Betrüger müssen kaum Sanktionen befürchten
Besonders ärgerlich ist: Die Abgasbetrüger müssen kaum befürchten, schnell geschnappt zu werden. Denn Schwerverkehrskontrollen sind vor allem auf sicherheitstechnische Aspekte ausgerichtet. Systematisch werden Fahrer, Fahrzeug, Ladung und Fahrtenschreiber auf Sicherheit im Strassenverehr geprüft.
Einem eventuellen Betrug mit Adblue-Emulator würden die Behörden erst auf konkrete Anzeichen hin nachgehen. Etwa einem Füllstand im Adblue-Tank, der nicht mit der entsprechenden Anzeige im Bordcomputer übereinstimmt. Oder augenfällige Basteleien am Kabelstrang des Lastwagens. Personen mit genügend krimineller Energie werden jedoch kaum so leicht zu entdeckende Hinweise auf Manipulation liefern.
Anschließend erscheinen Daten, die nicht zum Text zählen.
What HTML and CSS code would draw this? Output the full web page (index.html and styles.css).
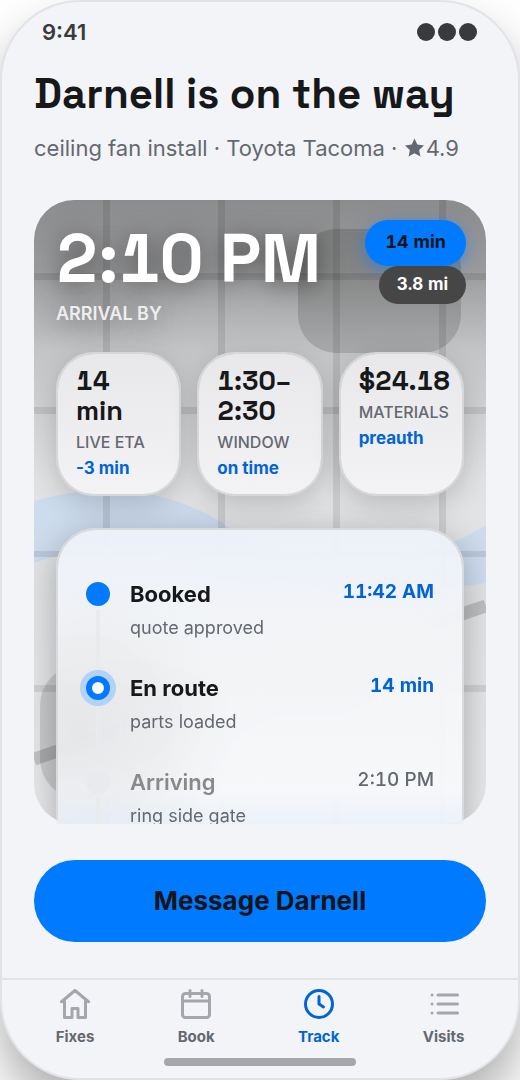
FILE: index.html
```html
<!DOCTYPE html>
<html lang="en">
<head>
<meta charset="utf-8">
<meta name="viewport" content="width=device-width, initial-scale=1">
<title>Darnell is on the way</title>
<link rel="stylesheet" href="styles.css">
</head>
<body>
<div class="phone">
  <div class="status">
    <span>9:41</span>
    <svg class="status-dots" viewBox="0 0 60 18" aria-hidden="true"><circle cx="9" cy="9" r="9"/><circle cx="30" cy="9" r="9"/><circle cx="51" cy="9" r="9"/></svg>
  </div>
  <header class="header">
    <h1 class="title">Darnell is on the way</h1>
    <p class="subtitle">ceiling fan install · Toyota Tacoma · <svg class="star" viewBox="0 0 22 20" role="img" aria-label="rating"><path d="M10.500 .6l2.800 6 6.700.8-4.900 4.600 1.300 6.600-5.900-3.300-5.900 3.300 1.300-6.600L1 7.400l6.700-.8z"/></svg>4.9</p>
  </header>
  <main class="live">
    <svg class="map" viewBox="0 0 452 624" preserveAspectRatio="none" aria-hidden="true">
      <defs>
        <linearGradient id="shade" x1="0" y1="0" x2="0" y2="1">
          <stop offset="0" stop-color="#000" stop-opacity=".4"/>
          <stop offset=".11" stop-color="#000" stop-opacity=".34"/>
          <stop offset=".24" stop-color="#000" stop-opacity=".16"/>
          <stop offset=".45" stop-color="#000" stop-opacity=".03"/>
          <stop offset="1" stop-color="#000" stop-opacity="0"/>
        </linearGradient>
      </defs>
      <rect width="452" height="624" fill="#e8e9eb"/>
      <path d="M0 301C70 281 140 289 196 328C270 376 370 376 452 325V383C340 398 250 400 180 372C110 342 50 345 0 363Z" fill="#d3e2f4"/>
      <g fill="#000" fill-opacity=".09">
        <rect x="69" width="7" height="624"/><rect x="184" width="7" height="624"/><rect x="299" width="7" height="624"/><rect x="405" width="7" height="624"/>
        <rect y="73" width="452" height="7"/><rect y="207" width="452" height="7"/><rect y="351" width="452" height="6"/><rect y="485" width="452" height="7"/>
      </g>
      <path d="M0 559L452 406" stroke="#000" stroke-opacity=".16" stroke-width="13"/>
      <rect x="264" y="29" width="163" height="124" rx="38" fill="#000" fill-opacity=".14"/>
      <rect x="6" y="465" width="150" height="134" rx="40" fill="#000" fill-opacity=".12"/>
      <rect width="452" height="624" fill="url(#shade)"/>
    </svg>
    <div class="hero">
      <div>
        <div class="arrival">2:10 PM</div>
        <div class="arrival-label">ARRIVAL BY</div>
      </div>
      <div class="pills">
        <span class="pill pill-eta">14 min</span>
        <span class="pill pill-distance">3.8 mi</span>
      </div>
    </div>
    <div class="stats">
      <div class="stat"><div class="stat-value">14 min</div><div class="stat-label">LIVE ETA</div><div class="stat-note">-3 min</div></div>
      <div class="stat"><div class="stat-value">1:30–2:30</div><div class="stat-label">WINDOW</div><div class="stat-note">on time</div></div>
      <div class="stat"><div class="stat-value">$24.18</div><div class="stat-label">MATERIALS</div><div class="stat-note">preauth</div></div>
    </div>
    <ol class="steps">
      <li class="step"><span class="rail"><i class="dot"></i></span><div class="step-body"><div class="step-name">Booked</div><div class="step-detail">quote approved</div></div><time class="step-time">11:42 AM</time></li>
      <li class="step"><span class="rail"><i class="dot current"></i></span><div class="step-body"><div class="step-name">En route</div><div class="step-detail">parts loaded</div></div><time class="step-time">14 min</time></li>
      <li class="step pending"><span class="rail"><i class="dot"></i></span><div class="step-body"><div class="step-name">Arriving</div><div class="step-detail">ring side gate</div></div><time class="step-time">2:10 PM</time></li>
    </ol>
  </main>
  <button class="message" type="button">Message Darnell</button>
  <footer class="footer">
    <nav class="tabs" aria-label="Main">
      <a class="tab" href="#fixes"><svg class="icon" viewBox="0 0 24 24" aria-hidden="true"><path d="M3 10.500 12 3l9 7.500M5 9v12h5v-6h4v6h5V9"/></svg>Fixes</a>
      <a class="tab" href="#book"><svg class="icon" viewBox="0 0 24 24" aria-hidden="true"><rect x="3" y="5" width="18" height="16" rx="2"/><path d="M3 10h18M8 3v4M16 3v4"/></svg>Book</a>
      <a class="tab active" href="#track" aria-current="page"><svg class="icon" viewBox="0 0 24 24" aria-hidden="true"><circle cx="12" cy="12" r="9"/><path d="M12 7v5l3 2"/></svg>Track</a>
      <a class="tab" href="#visits"><svg class="icon" viewBox="0 0 24 24" aria-hidden="true"><path d="M8 6h13M8 12h13M8 18h13M4 6h.01M4 12h.01M4 18h.01"/></svg>Visits</a>
    </nav>
    <div class="home-bar"></div>
  </footer>
</div>
</body>
</html>
```

FILE: styles.css
```css
* { box-sizing: border-box; }
html { background: #fff; }
body {
  margin: 0;
  overflow: hidden;
  font-family: Inter, "Liberation Sans", sans-serif;
  color: #17181a;
}
h1, p, ol { margin: 0; padding: 0; }
.phone {
  height: calc(100vh - 2px);
  display: flex;
  flex-direction: column;
  background: #f3f4f7;
  border: 2px solid #e2e3e7;
  border-radius: 80px;
  box-shadow: 0 28px 50px rgba(0, 0, 0, .32);
  overflow: hidden;
}
.status {
  display: flex;
  justify-content: space-between;
  align-items: center;
  height: 60px;
  padding: 0 41px 0 40px;
  font-size: 22px;
  font-weight: 600;
  color: #393a3c;
}
.status-dots { width: 60px; height: 18px; fill: currentColor; }
.header { padding: 6px 32px 0; }
.title {
  font-family: "Space Grotesk", Inter, sans-serif;
  font-size: 42px;
  line-height: 52px;
  font-weight: 700;
  white-space: nowrap;
}
.subtitle {
  margin-top: 12px;
  font-size: 22px;
  line-height: 32px;
  color: #646871;
  white-space: nowrap;
}
.star { width: 22px; height: 20px; fill: currentColor; vertical-align: -2px; }
.live {
  position: relative;
  flex: 1;
  min-height: 0;
  margin: 36px 32px 0;
  padding: 20px 22px 0;
  border-radius: 40px;
  overflow: hidden;
}
.map {
  position: absolute;
  inset: 0;
  width: 100%;
  height: 100%;
}
.arrival, .pill, .stat-value, .step-time { font-variant-numeric: tabular-nums; }
.hero {
  position: relative;
  display: flex;
  justify-content: space-between;
  height: 132px;
  color: #fff;
  text-shadow: 0 4px 24px rgba(0, 0, 0, .5);
}
.arrival {
  font-family: "Space Grotesk", Inter, sans-serif;
  font-size: 68px;
  line-height: 78px;
  font-weight: 700;
  white-space: nowrap;
}
.arrival-label {
  margin-top: 4px;
  font-size: 18px;
  line-height: 24px;
  font-weight: 600;
  color: #eeeeef;
}
.pills {
  display: flex;
  flex-direction: column;
  align-items: flex-end;
  margin-right: -2px;
  text-shadow: none;
}
.pill { border-radius: 24px; font-weight: 700; white-space: nowrap; }
.pill-eta {
  padding: 10px 20px 12px;
  font-size: 18px;
  line-height: 24px;
  background: #007aff;
  color: #14151a;
  box-shadow: 0 4px 16px rgba(0, 122, 255, .5);
}
.pill-distance {
  position: relative;
  padding: 6px 18px 8px;
  font-size: 17px;
  line-height: 24px;
  background: #464646;
}
.stats {
  position: relative;
  display: grid;
  grid-template-columns: repeat(3, minmax(0, 1fr));
  gap: 16px;
}
.stat {
  min-height: 144px;
  padding: 12px 10px 12px 18px;
  border: 2px solid #d6d7d9;
  border-radius: 38px;
  background: linear-gradient(#e8e8ea, #f3f3f6);
  background-clip: padding-box;
  box-shadow: 0 8px 28px rgba(0, 0, 0, .18);
}
.stat-value {
  font-family: "Space Grotesk", Inter, sans-serif;
  font-size: 27px;
  line-height: 30px;
  font-weight: 700;
  max-width: 80px;
}
.stat-label { margin-top: 4px; font-size: 16px; line-height: 24px; font-weight: 500; color: #646871; }
.stat-note { margin-top: 2px; font-size: 17px; line-height: 24px; font-weight: 700; color: #0064d6; }
.steps {
  position: relative;
  margin-top: 32px;
  padding: 48px 28px 28px;
  list-style: none;
  border: 2px solid #d8dade;
  border-radius: 40px;
  background:
    radial-gradient(circle at 20px 200px, rgba(0, 0, 0, .05), transparent 160px),
    linear-gradient(rgba(238, 243, 251, .9), rgba(245, 246, 248, .9) 110px, rgba(248, 249, 251, .9) 260px, rgba(235, 242, 252, .9) 296px);
  background-clip: padding-box;
  backdrop-filter: blur(28px);
  box-shadow: 0 8px 36px rgba(0, 0, 0, .28);
}
.step { display: flex; height: 94px; }
.rail {
  width: 24px;
  margin-right: 20px;
  display: flex;
  flex-direction: column;
  align-items: center;
  padding-top: 4px;
  gap: 4px;
}
.rail::after { content: ""; flex: 1; width: 4px; background: #e9eaee; }
.dot { position: relative; z-index: 1; width: 24px; height: 24px; border-radius: 50%; background: #007aff; }
.dot.current { background: #fff; border: 6px solid #007aff; box-shadow: 0 0 0 6px #b3d2f4; }
.pending .dot { background: #e9eaee; }
.step-body { flex: 1; }
.step-name { font-size: 22px; line-height: 32px; font-weight: 700; }
.pending .step-name { color: #88898b; }
.step-detail { margin-top: 6px; font-size: 18px; line-height: 24px; color: #646871; }
.step-time { font-size: 19px; line-height: 28px; font-weight: 700; color: #0064d6; }
.pending .step-name { font-weight: 600; }
.pending .step-time { font-weight: 500; color: #646871; }
.message {
  margin: 36px 32px;
  height: 82px;
  flex: none;
  border: 0;
  border-radius: 41px;
  background: #007aff;
  color: #14151a;
  font: 700 26px/32px Inter, sans-serif;
}
.footer { border-top: 2px solid #e2e3e7; padding: 6px 12px 12px; }
.tabs { display: flex; justify-content: space-around; }
.tab {
  display: flex;
  flex-direction: column;
  align-items: center;
  gap: 4px;
  font-size: 15px;
  line-height: 22px;
  font-weight: 700;
  color: #646871;
  text-decoration: none;
}
.icon {
  width: 36px;
  height: 36px;
  fill: none;
  stroke: #a5a6ad;
  stroke-width: 2;
  stroke-linecap: round;
  stroke-linejoin: round;
}
.tab.active { color: #0064d6; }
.active .icon { stroke: #0064d6; }
.home-bar { width: 192px; height: 8px; margin: 10px auto 0; border-radius: 4px; background: #a6a7a9; }
```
Behörden reagieren auf bislang unbekannte Betrugsmasche
Die Ergebnisse der Recherchen von «Kassensturz» und «ZDF» schrecken auf. Das Phänomen eines möglicherweise breiten Betrugs bei den LKW-Abgasreinigungen waren bis vor kurzem auch den Behörden unbekannt.
Das Schwerverkehrszentrum am Gotthard bei Erstfeld hat auf die neue Betrugsmasche reagiert. Stefan Simmen, Chef des Zentrums, sagt, seine Leute würden in den kommenden Tagen mit Schulungen auf den aktuellen Stand der Erkenntnis gebracht, damit in Zukunft bei der polizeilichen Schwerverkehrskontrolle standardmässig auf Anzeichen von Adblue-Betrug geschaut werden könne. Und tatsächlich: Kurz nach den Messungen von «Kassensturz» findet die Urner Polizei zum ersten Mal in der Schweiz in vier ausländischen LKW solche Emulatoren.
Benno Schmid, Mediensprecher des Bundesamtes für Strassen (Astra), erklärt gegenüber «Kassensturz», man wolle sich zuerst mit eigenen Messungen über das Ausmass der vermuteten Abgasmanipulationen informieren und dann in Absprache mit Schwerverkehrskontrollzentren, Zoll und Bundesamt für Umwelt geeignete Massnahmen definieren.